Getting to Know South Gate
How South Gate Sits
South Gate is a city in southeast Los Angeles County, about seven miles southeast of downtown Los Angeles. It covers roughly seven and a half square miles and had about 92,700 people at the 2020 census, which makes it one of the most densely populated cities in the county. It is one of the Gateway Cities, and it borders Lynwood, Downey, Huntington Park, Cudahy, Bell, and South Los Angeles. The Los Angeles River and the 710 Freeway run along its southeastern edge.
The city is mostly residential and working-class, with a large Latino majority. The homes are modest, many built in the housing boom of the 1940s and 1950s, and a good share are duplexes and triplexes. Tweedy Boulevard carries the main commercial district, the Tweedy Mile, with about three hundred mostly family-owned businesses, and the city hosts a well-known Cinco de Mayo parade there each year. The Firestone Boulevard corridor and the El Paseo center hold more shops and chain retailers. South Gate Park, at nearly 97 acres, is the city’s largest green space.
South Gate is known as the Azalea City, a name it adopted with the flower as its symbol in 1965, and it still holds an annual Azalea Festival at South Gate Park. The Hollydale neighborhood in the southeast, separated by the river and the freeway, is a community of its own within the city. The result is a dense, family-centered city with deep working-class roots and a strong sense of community.
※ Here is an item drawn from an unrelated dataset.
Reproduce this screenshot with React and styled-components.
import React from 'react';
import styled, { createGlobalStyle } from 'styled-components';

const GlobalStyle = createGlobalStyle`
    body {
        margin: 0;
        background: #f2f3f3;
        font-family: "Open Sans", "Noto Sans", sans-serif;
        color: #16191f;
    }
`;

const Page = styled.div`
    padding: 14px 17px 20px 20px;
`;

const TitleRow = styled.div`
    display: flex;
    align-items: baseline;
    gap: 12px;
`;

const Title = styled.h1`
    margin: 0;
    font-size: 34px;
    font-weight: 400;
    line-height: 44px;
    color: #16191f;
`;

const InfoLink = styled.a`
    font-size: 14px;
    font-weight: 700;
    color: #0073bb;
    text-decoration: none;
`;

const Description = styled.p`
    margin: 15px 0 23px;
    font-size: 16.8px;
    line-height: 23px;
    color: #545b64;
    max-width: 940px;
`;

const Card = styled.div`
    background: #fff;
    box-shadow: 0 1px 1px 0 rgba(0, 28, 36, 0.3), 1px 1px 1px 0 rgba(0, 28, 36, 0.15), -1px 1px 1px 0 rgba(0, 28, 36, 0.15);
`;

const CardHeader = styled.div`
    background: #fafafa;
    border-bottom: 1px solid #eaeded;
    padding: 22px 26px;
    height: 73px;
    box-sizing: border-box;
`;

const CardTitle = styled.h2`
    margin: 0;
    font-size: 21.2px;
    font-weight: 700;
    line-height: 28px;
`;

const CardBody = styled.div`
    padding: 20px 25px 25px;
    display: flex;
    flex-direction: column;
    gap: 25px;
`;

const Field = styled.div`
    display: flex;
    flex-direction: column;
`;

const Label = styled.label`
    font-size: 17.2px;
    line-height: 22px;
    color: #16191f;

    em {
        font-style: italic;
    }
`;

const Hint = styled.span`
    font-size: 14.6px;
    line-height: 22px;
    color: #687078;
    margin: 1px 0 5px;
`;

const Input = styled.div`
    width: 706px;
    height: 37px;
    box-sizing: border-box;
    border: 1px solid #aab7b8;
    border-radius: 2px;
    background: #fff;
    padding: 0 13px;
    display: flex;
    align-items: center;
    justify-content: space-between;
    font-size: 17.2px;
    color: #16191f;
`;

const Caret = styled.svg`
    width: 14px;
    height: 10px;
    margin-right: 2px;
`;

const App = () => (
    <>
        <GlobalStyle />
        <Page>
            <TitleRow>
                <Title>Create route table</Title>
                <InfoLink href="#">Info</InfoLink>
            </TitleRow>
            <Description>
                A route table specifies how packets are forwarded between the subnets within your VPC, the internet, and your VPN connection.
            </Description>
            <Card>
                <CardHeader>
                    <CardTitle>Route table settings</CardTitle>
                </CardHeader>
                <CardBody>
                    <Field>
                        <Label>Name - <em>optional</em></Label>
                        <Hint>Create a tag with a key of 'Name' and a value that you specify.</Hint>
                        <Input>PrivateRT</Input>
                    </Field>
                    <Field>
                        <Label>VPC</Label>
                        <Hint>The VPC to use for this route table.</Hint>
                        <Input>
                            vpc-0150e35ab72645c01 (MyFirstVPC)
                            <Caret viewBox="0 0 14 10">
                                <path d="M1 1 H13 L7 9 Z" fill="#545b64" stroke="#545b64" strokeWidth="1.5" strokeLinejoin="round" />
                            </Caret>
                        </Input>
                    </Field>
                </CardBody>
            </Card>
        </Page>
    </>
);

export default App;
From Danish Dairies to the Azalea City
The land was home to the Tongva people and later part of the Mexican Rancho San Antonio. In the late nineteenth and early twentieth centuries, it was farm country, with dairies run by Danish immigrant families and vegetable and fruit fields. The Tweedy family, who came west by ox-drawn cart in the 1850s, owned about 2,000 acres of the land that became the city, and the main shopping district still carries their name.
Subdivision began in the 1910s and 1920s, and the area was first laid out as South Gate Gardens, named for a section of the old Cudahy Ranch. In 1923, with a small population, residents incorporated as the city of South Gate. The Firestone Tire and Rubber Company built a factory on a former bean field; a foundry and a chemical plant followed, and jobs and cheap housing drew workers in.
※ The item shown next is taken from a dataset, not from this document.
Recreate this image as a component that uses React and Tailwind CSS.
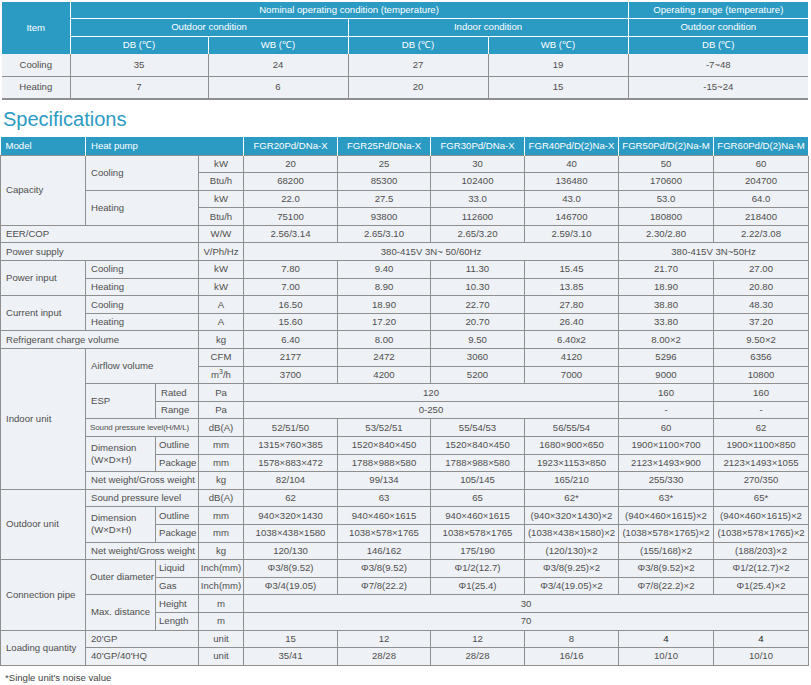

Industry defined the next half century. General Motors opened its South Gate Assembly plant in 1936, building cars on Tweedy Boulevard until it closed in 1982. The factories drew waves of workers, and after the plants closed, the city’s economy and population shifted, growing into the dense, largely Latino community it is today. The old auto plant site is now Southeast High School.
What a South Gate Move Really Involves
South Gate is dense and mostly residential, so most moves here turn on access and tight streets rather than distance. We begin by settling where the truck parks and how each item gets to it. On the residential blocks, that means small lots, narrow driveways, and multi-unit homes with shared entrances. On the commercial corridors, it means loading zones that fill during business hours. In Hollydale it means planning around the river and freeway crossings. We nail down the parking and the access well before the day.
The home is what we look at next. A small bungalow has a narrow path from the curb and a tight porch. A duplex or triplex has a shared entrance, a stairwell, and neighbors whose space we work around. A unit upstairs needs the stairs and landings protected. We check the unit, the stairs, and the carry distance ahead of time, and bring the protection and the crew size to match.
The third piece is what is actually being moved. A single-family bungalow, a unit in a triplex, a shop on Tweedy, and a full multigenerational household each call for a different plan. A South Gate home often holds a full multigenerational household, so the load runs heavier than the floor plan hints. We lay down door, railing, and floor protection as a matter of course, and we plan the handling for fragile and valuable pieces ahead of time. With the parking, the home, and the handling locked in beforehand, the crew works without stalling once it arrives.